Identifying and Preventing Goroutine Leaks

MediumConcurrencyAmazonUber

Interview Explanation

As a senior engineer, you're expected to understand not just the power of goroutines in Go's concurrency model, but also the potential pitfalls like goroutine leaks. A goroutine leak occurs when a goroutine is no longer needed but remains running indefinitely, consuming resources. This issue is often tested in interviews to assess your expertise in maintaining efficient and robust systems.

Goroutine leaks commonly arise from unconsumed channels, tasks stuck in a waiting state, or improper context management. Preventing these leaks is critical for system stability and performance, especially when scaling up services.

How It Works Internally

Go's scheduler orchestrates goroutine execution, mapping many goroutines to multiple OS threads in an M:N fashion. This lightweight model is efficient but can also obscure the underlying complexity, making leaks deceptively simple to introduce.

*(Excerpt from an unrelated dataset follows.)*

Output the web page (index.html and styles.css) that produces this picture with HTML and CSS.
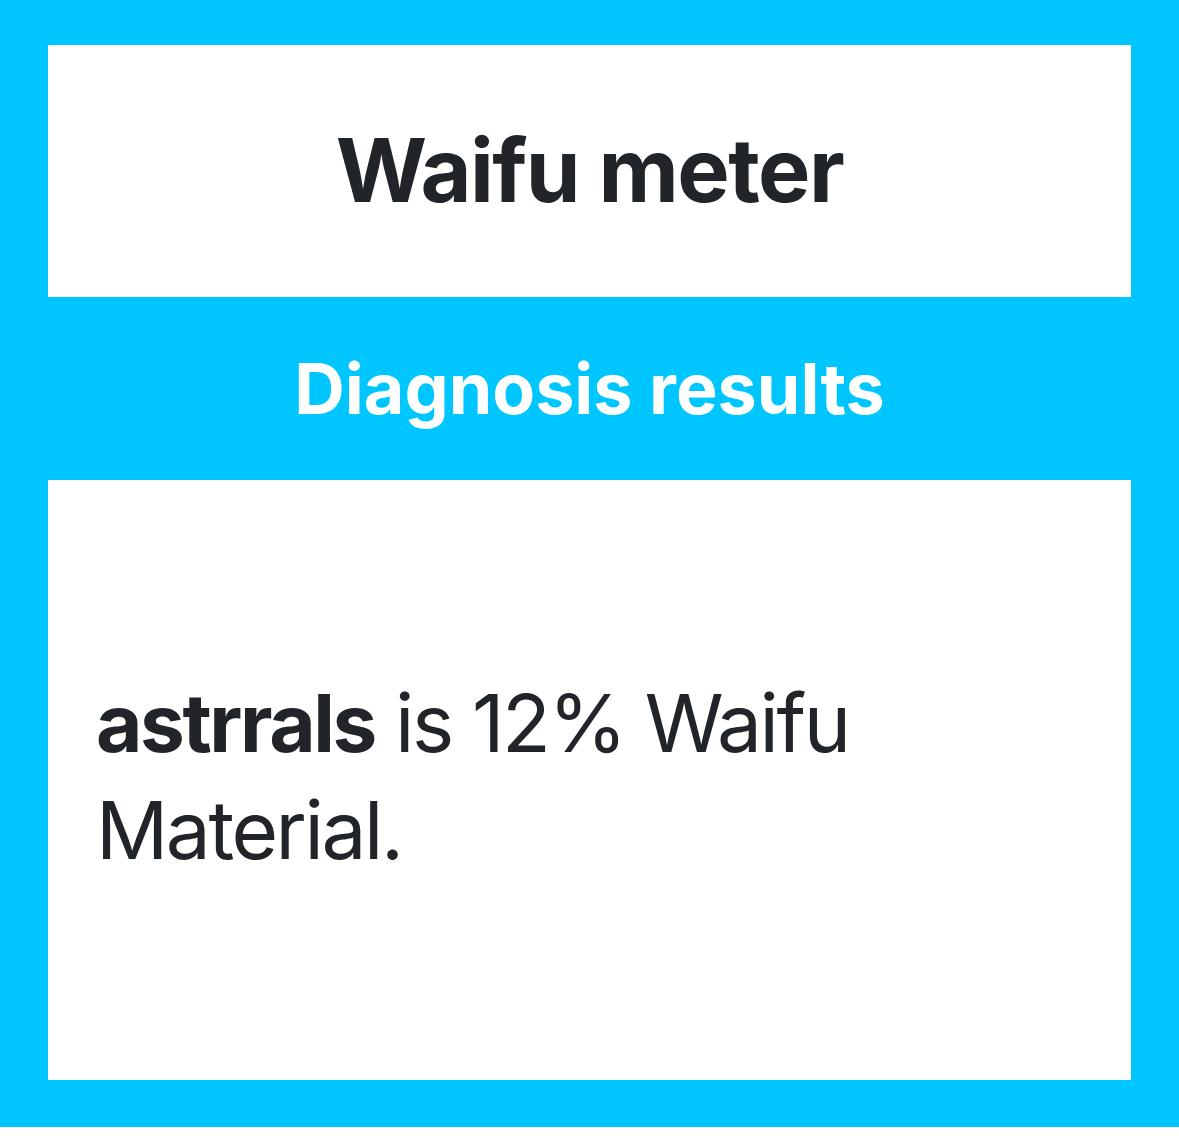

When a goroutine waits indefinitely (e.g., blocked on a channel send with no receiver), it may never be scheduled again. Such leaks aren't easily revealed unless careful monitoring is in place. The garbage collector won't reclaim goroutines naturally — they require explicit handling to avoid resource waste.

Implementation

go
package main

import (
    "context"
    "fmt"
    "sync"
    "time"
)

// Example showing goroutine management using context
func worker(ctx context.Context, wg *sync.WaitGroup, id int) {
    defer wg.Done()
    for {
        select {
        case <-ctx.Done():
            fmt.Printf("Worker %d terminated\n", id)
            return
        default:
            // Simulate work
            fmt.Printf("Worker %d is working\n", id)
            time.Sleep(500 * time.Millisecond) // simulate work
        }
    }
}

func main() {
    var wg sync.WaitGroup
    ctx, cancel := context.WithCancel(context.Background())

    numWorkers := 3
    wg.Add(numWorkers)

    for i := 0; i < numWorkers; i++ {
        go worker(ctx, &wg, i)
    }

    time.Sleep(2 * time.Second)
    cancel() // Signal all workers to stop
    wg.Wait() // Ensure all goroutines have finished
    fmt.Println("All workers stopped")
}

Real-World Usage

In production, properly handling goroutine lifecycle is crucial. For instance, in a gRPC server, context.WithTimeout or context.WithCancel can prevent leaks by effectively signaling termination to goroutines when a request completes, ensuring resources are freed appropriately.

Common Pitfalls

  • Unconsumed Channels: Goroutine leaks can arise when goroutines are blocked on channel operations without a corresponding receiver or are left waiting indefinitely.
  • Improper Context Usage: Using context.Background() instead of context.WithTimeout() can result in operations running indefinitely without being able to terminate them cleanly.
  • Uncontrolled Goroutine Launches: Launching goroutines without control (e.g., in a loop without synchronization) can lead to unexpected resource consumption and leaks.

Tradeoffs

Approach AApproach BWhen to prefer A
Context CancellationWaitGroupUse context cancellation for I/O blocking or request-scoped operations
Channels for SyncMutex/RWMutexPrefer channels when ownership should be clear and passing values makes sense

Interview Follow-up Questions

  • How does the Go scheduler handle goroutine preemption?
  • How would you implement backpressure in a worker pool pattern?
  • What happens to goroutines when the context is cancelled?

These questions probe deeper into understanding Go's concurrency paradigms, requiring not just knowledge of preventing leaks, but also of efficiently managing and designing with goroutines in high-load systems. Understanding these concepts prepares you for designing scalable, resilient systems that remain performant under pressure.